_RAW RECORDS_:
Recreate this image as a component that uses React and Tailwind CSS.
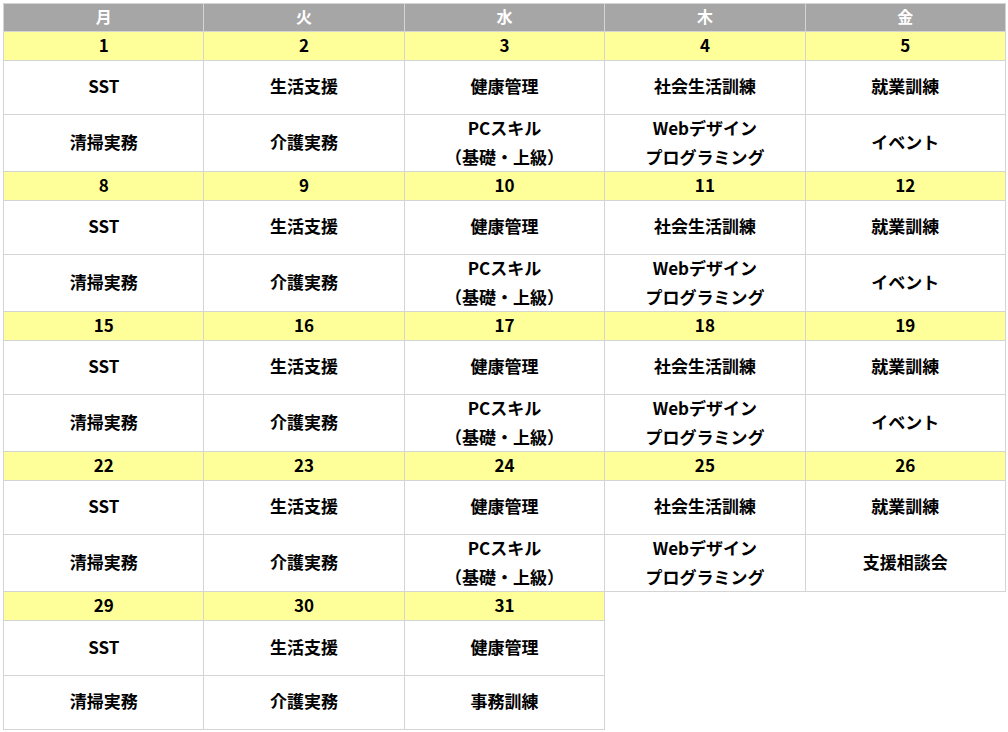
import React from "react";

const days = ["月", "火", "水", "木", "金"];

const weeks = [
  { dates: [1, 2, 3, 4, 5], last: "イベント" },
  { dates: [8, 9, 10, 11, 12], last: "イベント" },
  { dates: [15, 16, 17, 18, 19], last: "イベント" },
  { dates: [22, 23, 24, 25, 26], last: "支援相談会" },
];

const row1 = ["SST", "生活支援", "健康管理", "社会生活訓練", "就業訓練"];

function Cell({ children, className = "" }) {
  return (
    <div
      className={
        "flex flex-col items-center justify-center border-r border-b border-[#d4d4d4] text-center pb-[3px] " +
        className
      }
    >
      {children}
    </div>
  );
}

function Two({ a, b }) {
  return (
    <div className="leading-[29px]">
      <div>{a}</div>
      <div>{b}</div>
    </div>
  );
}

export default function App() {
  return (
    <div className="w-[1008px] h-[732px] bg-white pt-[3px] pl-[3px]">
      <div
        className="grid grid-cols-5 w-[1003px] border-t border-l border-[#d4d4d4] font-bold text-[17px] text-black"
        style={{ fontFamily: '"Noto Sans CJK JP", "Noto Sans", sans-serif' }}
      >
        {days.map((d) => (
          <Cell key={d} className="h-[28px] bg-[#a6a6a6] text-white text-[16px]">
            {d}
          </Cell>
        ))}
        {weeks.map((w, wi) => (
          <React.Fragment key={wi}>
            {w.dates.map((n) => (
              <Cell key={"d" + n} className="h-[29px] bg-[#ffff99]">
                {n}
              </Cell>
            ))}
            {row1.map((t, i) => (
              <Cell key={"a" + i} className="h-[54px]">
                {t}
              </Cell>
            ))}
            <Cell className="h-[57px]">清掃実務</Cell>
            <Cell className="h-[57px]">介護実務</Cell>
            <Cell className="h-[57px]">
              <Two a="PCスキル" b="（基礎・上級）" />
            </Cell>
            <Cell className="h-[57px]">
              <Two a="Webデザイン" b="プログラミング" />
            </Cell>
            <Cell className="h-[57px]">{w.last}</Cell>
          </React.Fragment>
        ))}
        {[29, 30, 31].map((n) => (
          <Cell key={"d" + n} className="h-[29px] bg-[#ffff99]">
            {n}
          </Cell>
        ))}
        <div className="col-span-2" />
        <Cell className="h-[55px]">SST</Cell>
        <Cell className="h-[55px]">生活支援</Cell>
        <Cell className="h-[55px]">健康管理</Cell>
        <div className="col-span-2" />
        <Cell className="h-[54px]">清掃実務</Cell>
        <Cell className="h-[54px]">介護実務</Cell>
        <Cell className="h-[54px]">事務訓練</Cell>
        <div className="col-span-2" />
      </div>
    </div>
  );
}
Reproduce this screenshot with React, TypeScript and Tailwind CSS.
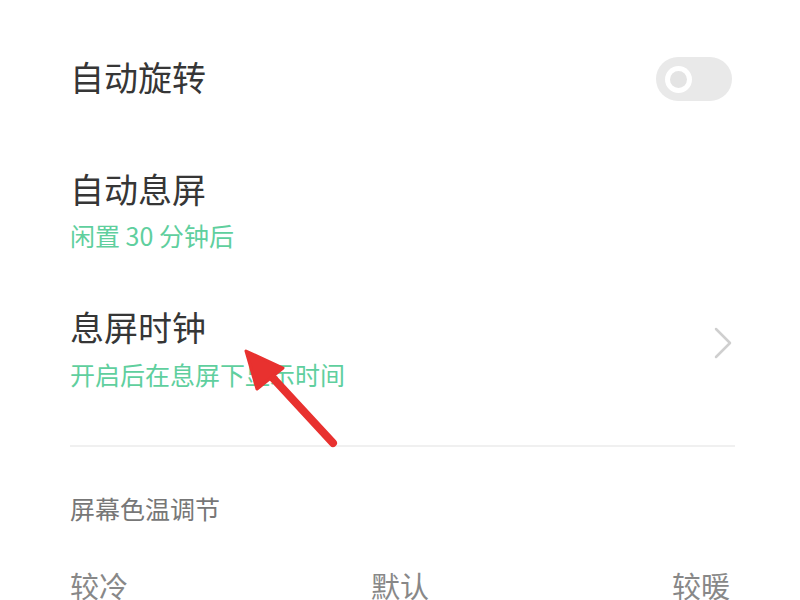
import React from "react";

const font = { fontFamily: '"Noto Sans CJK SC", "Noto Sans", sans-serif' };

export default function App() {
  return (
    <div className="relative w-[800px] h-[600px] overflow-hidden bg-white" style={font}>
      {/* 自动旋转 */}
      <div className="flex items-center justify-between pl-[70px] pr-[68px] pt-[53px]">
        <div className="text-[34px] leading-[40px] text-[#363636]">自动旋转</div>
        <div className="mt-[4px] flex h-[44px] w-[76px] items-center rounded-full bg-[#e9e9e9] pl-[9px]">
          <div className="flex h-[27px] w-[27px] items-center justify-center rounded-full bg-white">
            <div className="h-[17px] w-[17px] rounded-full bg-[#e4e4e4]" />
          </div>
        </div>
      </div>

      {/* 自动息屏 */}
      <div className="pl-[70px] pt-[68px]">
        <div className="text-[34px] leading-[40px] text-[#363636]">自动息屏</div>
        <div className="mt-[12px] text-[25px] leading-[29px] text-[#5fcf9e]">闲置 30 分钟后</div>
      </div>

      {/* 息屏时钟 */}
      <div className="flex items-center justify-between pl-[70px] pr-[67px] pt-[57px]">
        <div>
          <div className="text-[34px] leading-[40px] text-[#363636]">息屏时钟</div>
          <div className="mt-[13px] text-[25px] leading-[29px] text-[#5fcf9e]">开启后在息屏下显示时间</div>
        </div>
        <svg width="20" height="34" viewBox="0 0 20 34" className="mt-[-10px]">
          <path d="M3 3 L17 17 L3 31" fill="none" stroke="#cfcfcf" strokeWidth="2.5" strokeLinecap="round" strokeLinejoin="round" />
        </svg>
      </div>

      <div className="ml-[70px] mr-[65px] mt-[56px] h-[2px] bg-[#f0f0f0]" />

      <div className="pl-[70px] pt-[47px] text-[25px] leading-[29px] text-[#777777]">屏幕色温调节</div>

      <div className="flex justify-between px-[70px] pt-[45px] text-[29px] leading-[34px] text-[#888888]">
        <span>较冷</span>
        <span>默认</span>
        <span>较暖</span>
      </div>

      {/* red annotation arrow */}
      <svg className="absolute left-0 top-0 pointer-events-none" width="800" height="600" viewBox="0 0 800 600">
        <line x1="333" y1="443" x2="272" y2="377" stroke="#e8312f" strokeWidth="8" strokeLinecap="round" />
        <polygon points="246,351 257,389 283,368" fill="#e8312f" stroke="#e8312f" strokeWidth="3" strokeLinejoin="round" />
      </svg>
    </div>
  );
}
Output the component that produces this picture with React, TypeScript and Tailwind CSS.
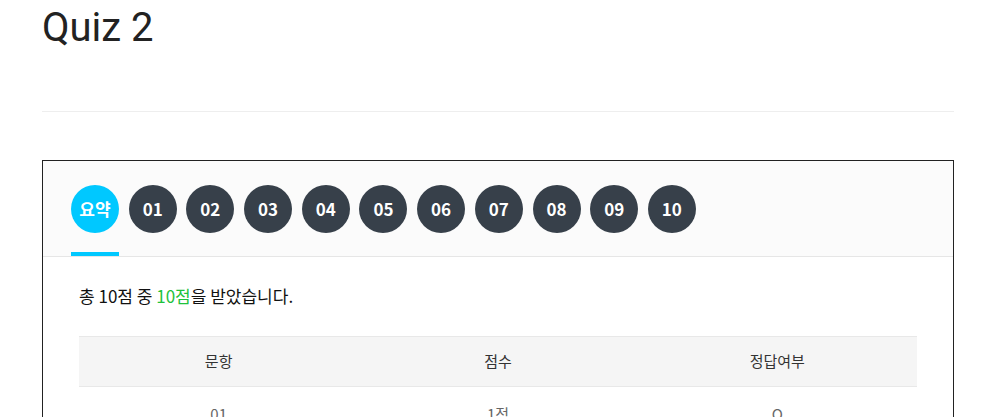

_DIRECTIONS_:
Retype the whole listing exactly and leave the pictures out.

_COMPLETED EXERCISE_:
Recreate this image as a component that uses React and Tailwind CSS.
import React from "react";

const days = ["月", "火", "水", "木", "金"];

const weeks = [
  { dates: [1, 2, 3, 4, 5], last: "イベント" },
  { dates: [8, 9, 10, 11, 12], last: "イベント" },
  { dates: [15, 16, 17, 18, 19], last: "イベント" },
  { dates: [22, 23, 24, 25, 26], last: "支援相談会" },
];

const row1 = ["SST", "生活支援", "健康管理", "社会生活訓練", "就業訓練"];

function Cell({ children, className = "" }) {
  return (
    <div
      className={
        "flex flex-col items-center justify-center border-r border-b border-[#d4d4d4] text-center pb-[3px] " +
        className
      }
    >
      {children}
    </div>
  );
}

function Two({ a, b }) {
  return (
    <div className="leading-[29px]">
      <div>{a}</div>
      <div>{b}</div>
    </div>
  );
}

export default function App() {
  return (
    <div className="w-[1008px] h-[732px] bg-white pt-[3px] pl-[3px]">
      <div
        className="grid grid-cols-5 w-[1003px] border-t border-l border-[#d4d4d4] font-bold text-[17px] text-black"
        style={{ fontFamily: '"Noto Sans CJK JP", "Noto Sans", sans-serif' }}
      >
        {days.map((d) => (
          <Cell key={d} className="h-[28px] bg-[#a6a6a6] text-white text-[16px]">
            {d}
          </Cell>
        ))}
        {weeks.map((w, wi) => (
          <React.Fragment key={wi}>
            {w.dates.map((n) => (
              <Cell key={"d" + n} className="h-[29px] bg-[#ffff99]">
                {n}
              </Cell>
            ))}
            {row1.map((t, i) => (
              <Cell key={"a" + i} className="h-[54px]">
                {t}
              </Cell>
            ))}
            <Cell className="h-[57px]">清掃実務</Cell>
            <Cell className="h-[57px]">介護実務</Cell>
            <Cell className="h-[57px]">
              <Two a="PCスキル" b="（基礎・上級）" />
            </Cell>
            <Cell className="h-[57px]">
              <Two a="Webデザイン" b="プログラミング" />
            </Cell>
            <Cell className="h-[57px]">{w.last}</Cell>
          </React.Fragment>
        ))}
        {[29, 30, 31].map((n) => (
          <Cell key={"d" + n} className="h-[29px] bg-[#ffff99]">
            {n}
          </Cell>
        ))}
        <div className="col-span-2" />
        <Cell className="h-[55px]">SST</Cell>
        <Cell className="h-[55px]">生活支援</Cell>
        <Cell className="h-[55px]">健康管理</Cell>
        <div className="col-span-2" />
        <Cell className="h-[54px]">清掃実務</Cell>
        <Cell className="h-[54px]">介護実務</Cell>
        <Cell className="h-[54px]">事務訓練</Cell>
        <div className="col-span-2" />
      </div>
    </div>
  );
}
Reproduce this screenshot with React, TypeScript and Tailwind CSS.
import React from "react";

const font = { fontFamily: '"Noto Sans CJK SC", "Noto Sans", sans-serif' };

export default function App() {
  return (
    <div className="relative w-[800px] h-[600px] overflow-hidden bg-white" style={font}>
      {/* 自动旋转 */}
      <div className="flex items-center justify-between pl-[70px] pr-[68px] pt-[53px]">
        <div className="text-[34px] leading-[40px] text-[#363636]">自动旋转</div>
        <div className="mt-[4px] flex h-[44px] w-[76px] items-center rounded-full bg-[#e9e9e9] pl-[9px]">
          <div className="flex h-[27px] w-[27px] items-center justify-center rounded-full bg-white">
            <div className="h-[17px] w-[17px] rounded-full bg-[#e4e4e4]" />
          </div>
        </div>
      </div>

      {/* 自动息屏 */}
      <div className="pl-[70px] pt-[68px]">
        <div className="text-[34px] leading-[40px] text-[#363636]">自动息屏</div>
        <div className="mt-[12px] text-[25px] leading-[29px] text-[#5fcf9e]">闲置 30 分钟后</div>
      </div>

      {/* 息屏时钟 */}
      <div className="flex items-center justify-between pl-[70px] pr-[67px] pt-[57px]">
        <div>
          <div className="text-[34px] leading-[40px] text-[#363636]">息屏时钟</div>
          <div className="mt-[13px] text-[25px] leading-[29px] text-[#5fcf9e]">开启后在息屏下显示时间</div>
        </div>
        <svg width="20" height="34" viewBox="0 0 20 34" className="mt-[-10px]">
          <path d="M3 3 L17 17 L3 31" fill="none" stroke="#cfcfcf" strokeWidth="2.5" strokeLinecap="round" strokeLinejoin="round" />
        </svg>
      </div>

      <div className="ml-[70px] mr-[65px] mt-[56px] h-[2px] bg-[#f0f0f0]" />

      <div className="pl-[70px] pt-[47px] text-[25px] leading-[29px] text-[#777777]">屏幕色温调节</div>

      <div className="flex justify-between px-[70px] pt-[45px] text-[29px] leading-[34px] text-[#888888]">
        <span>较冷</span>
        <span>默认</span>
        <span>较暖</span>
      </div>

      {/* red annotation arrow */}
      <svg className="absolute left-0 top-0 pointer-events-none" width="800" height="600" viewBox="0 0 800 600">
        <line x1="333" y1="443" x2="272" y2="377" stroke="#e8312f" strokeWidth="8" strokeLinecap="round" />
        <polygon points="246,351 257,389 283,368" fill="#e8312f" stroke="#e8312f" strokeWidth="3" strokeLinejoin="round" />
      </svg>
    </div>
  );
}
Output the component that produces this picture with React, TypeScript and Tailwind CSS.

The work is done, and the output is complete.